March 12–May 15, 2022
Times Rose Garden III
Huang Bian Bei Road, Bai Yun Avenue North
510095 Guangzhou
China
Hours: Wednesday–Sunday 10:30am–6:30pm
T +86 20 2627 2363
contact@timesmuseum.org
Research-Curatorial group
Li Xiaotian, Lu Chuan, Liang Jianhua
Participating artists
44 Monthly, Chen Daman, Chen Zaiyan, Feng Qianyu, Fong Fo, Instance, He Hui, He Zan, Xu Tan, Xu Chao, Sha Yeya, Lu Yi+ lokadhātu (World Bookshop), Yangjiang Group, Zheng Guogu, Zeng Qingbai
In the 1990s, the coastal city of Yangjiang in Guangdong was engulfed in a socioeconomic transition where the new supplanted the old, and chaos coexisted alongside opportunities. The new order brought about by the modernization process drastically transformed daily life. “Yangjiang Youth” and their friends forged self-sufficiency when local cultural resources were relatively scarce. They raised the necessary funds to found design firms, bookstores, galleries, and studios. They wandered around residential neighborhoods, streets, construction sites, and entertainment venues. The boundaries between living and working, creating and entertaining were completely blurred. This resulted in tight-knit creative communities and spaces that rely on each other to connect to the outside world. Straying from the usual trajectory of development, these practices have not turned toward the direction of professionalizing. Instead, they have retained a freeform posture of gameplay, firmly embedded in the street life of Yangjiang, deploying guerrilla tactics to occupy the spaces between individuals and the public, and finding alternative responses to expectations of the future.
The exhibition intends to serve as a research-based presentation of artistic practices and self-organization in and around Yangjiang from the 1990s to the beginning of the millennium. In addition to focusing on 37 works and important documents (including artists’ sketches and manuscripts, catalogs, publications, etc.), Fong Fo, as a dialogical practitioner, has co-designed the exhibition space with Zheng Guogu. The space will recreate a street that spans half of Yangjiang’s urban area and embed Yangjiang’s architectural entities in the exhibition hall in a novel manner, allowing the viewer to wander and dwell among the streets, alleyways and self-built houses. In addition to presenting the street life of Yangjiang Youth at the turn of the millennium, a spatial relationship of activities around the home is also mapped out to reflect an intertwined and dynamic network.

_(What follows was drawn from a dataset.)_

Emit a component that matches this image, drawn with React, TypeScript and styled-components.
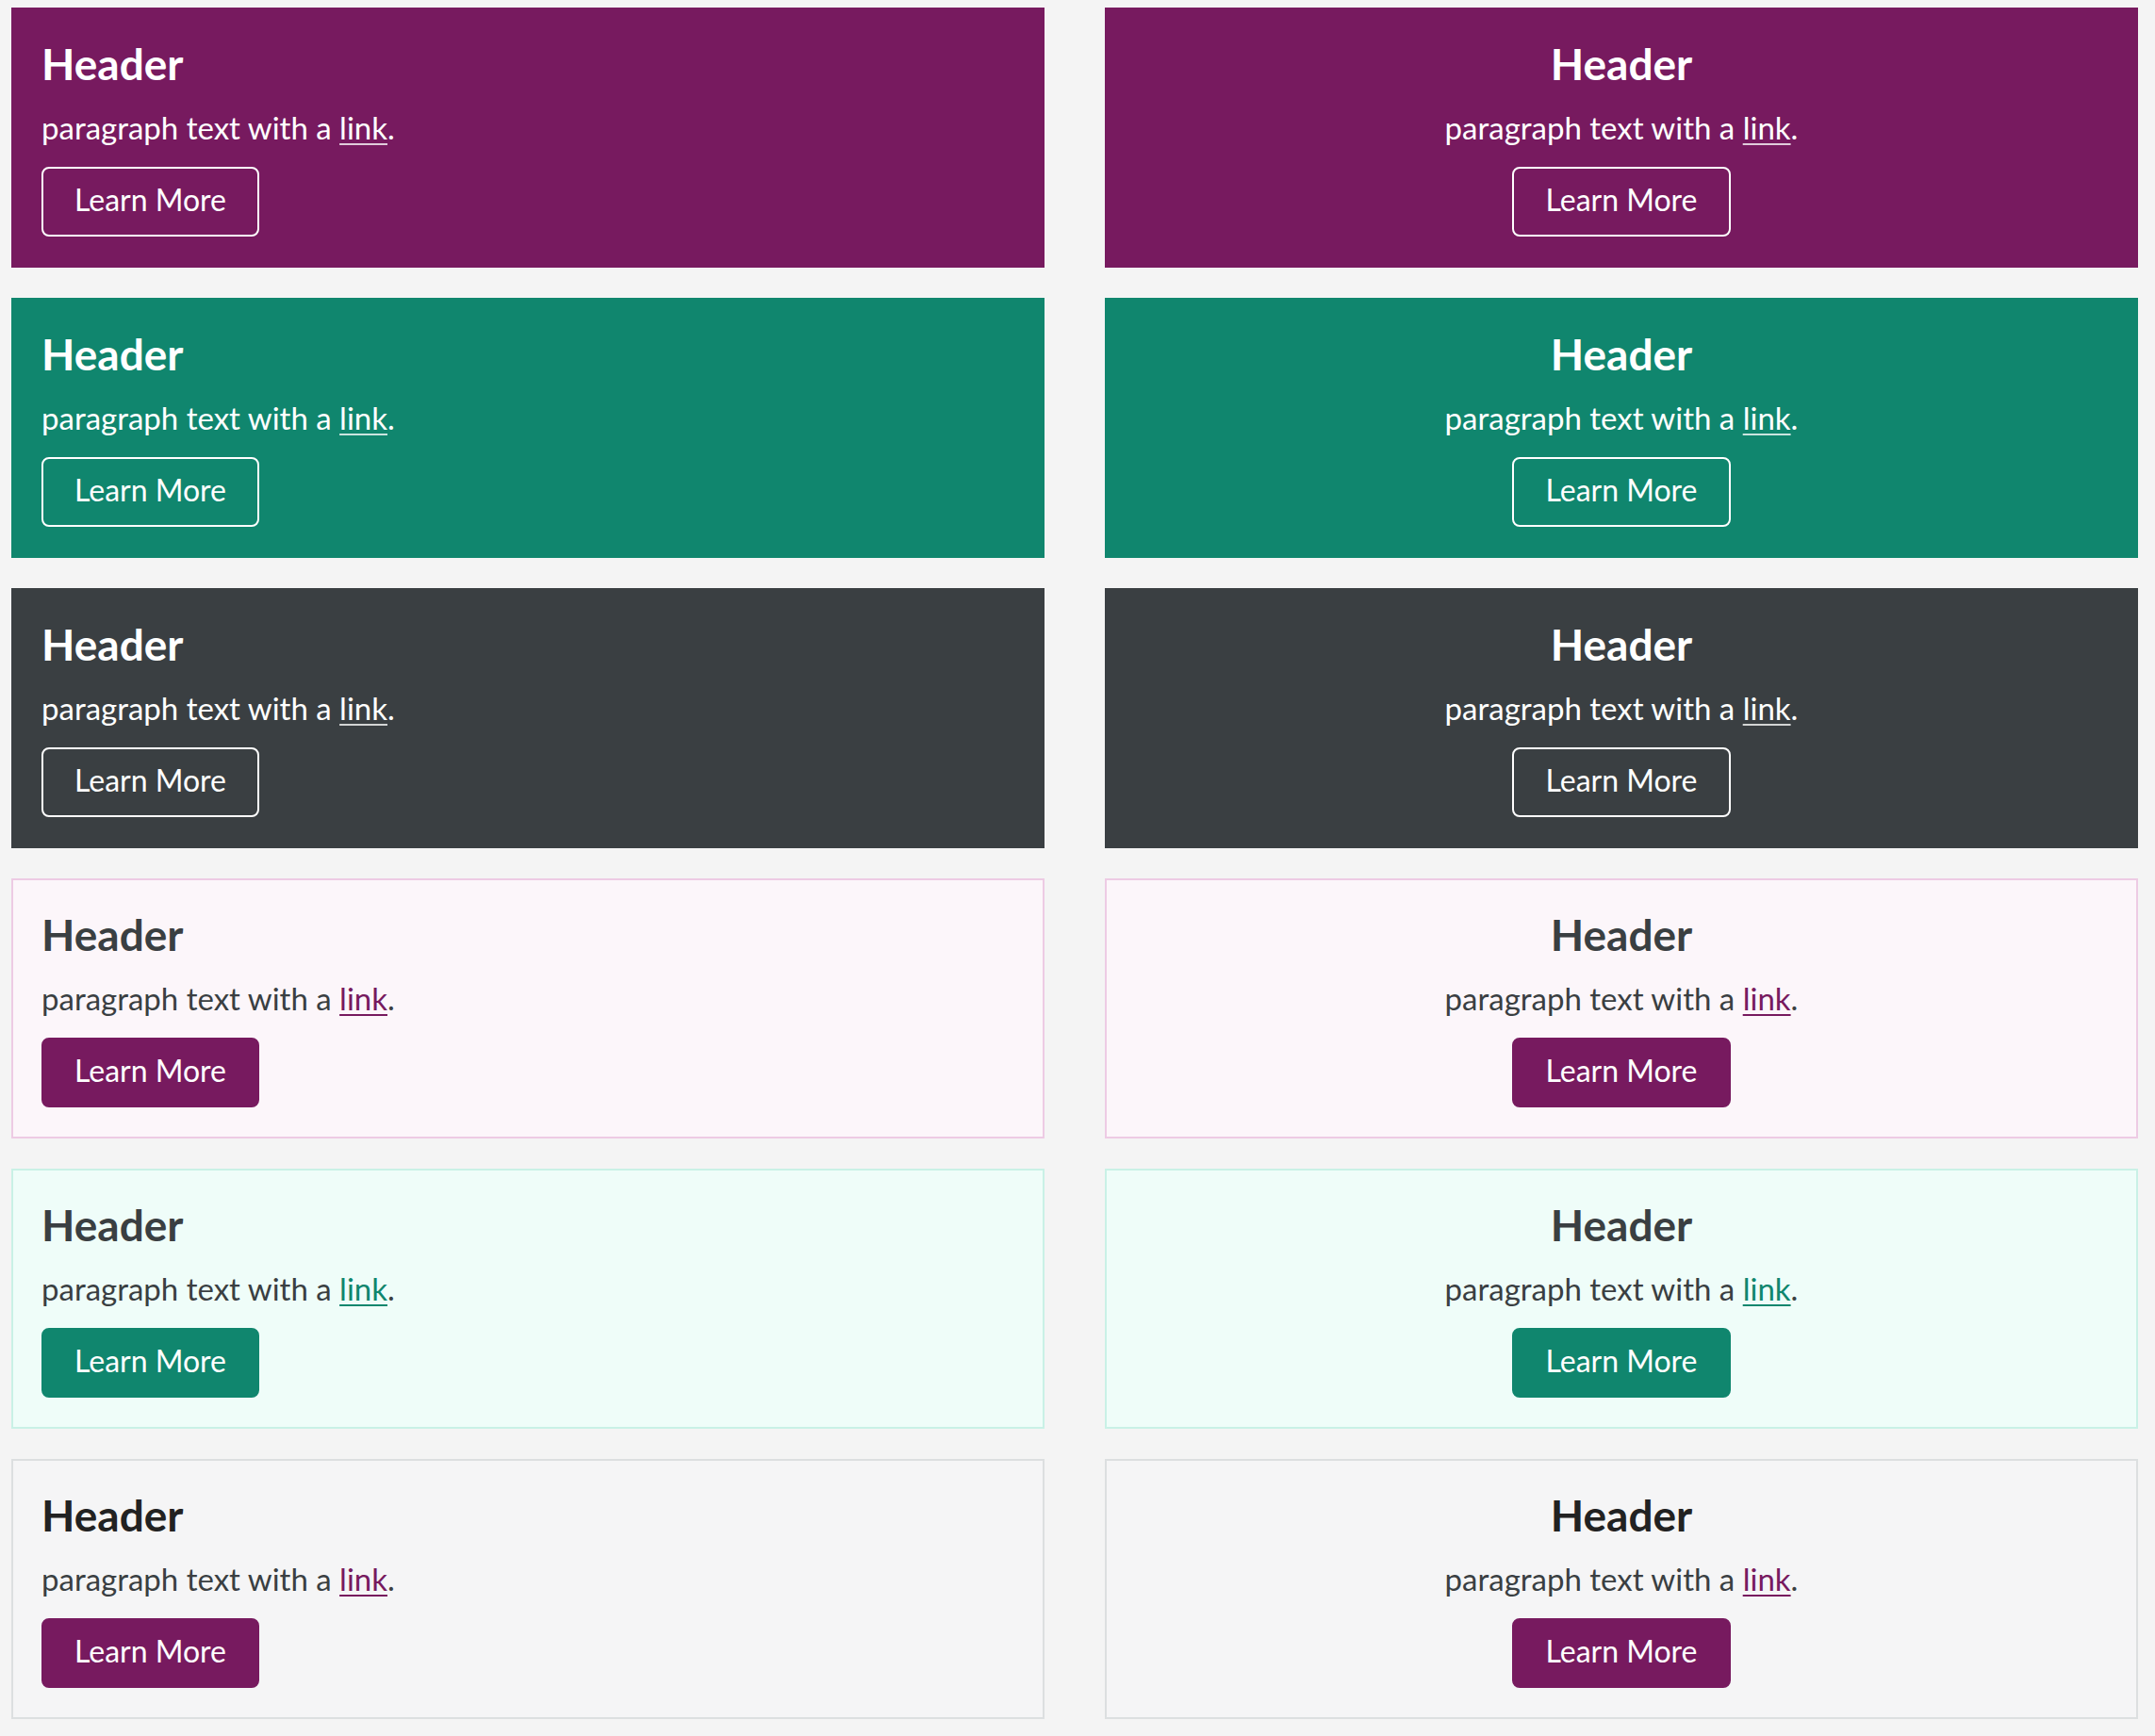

“Yangjiang Youth” is not only a return to history, but also an examination of their gesture of embracing social currents and the spirit of mutual aid as a way to stimulate action in a concrete context, with a view to perceive shared situations that run contrary to the increasingly divided present. In addition to understanding the transformations and dynamism experienced by Yangjiang Youth, as well as the repertoire of tools they draw on to shape their own mobility, the exhibition will also provide a channel of dialogue for new generations of practitioners. Thus, the exhibition will become a stronghold for the production of connections and the organization of networks. The exhibition sets forth a series of assemblies, discussions, twin-cities walks, as well as a temporary archive. Moreover, dialogues and texts produced during the research project will be archived through the exhibition’s self-publishing platform, compiling a sort guide to action over time.
“Yangjiang Youth Research Project” was initiated by HB Station in 2017, co-supported by HB Station and Guangdong Times Museum.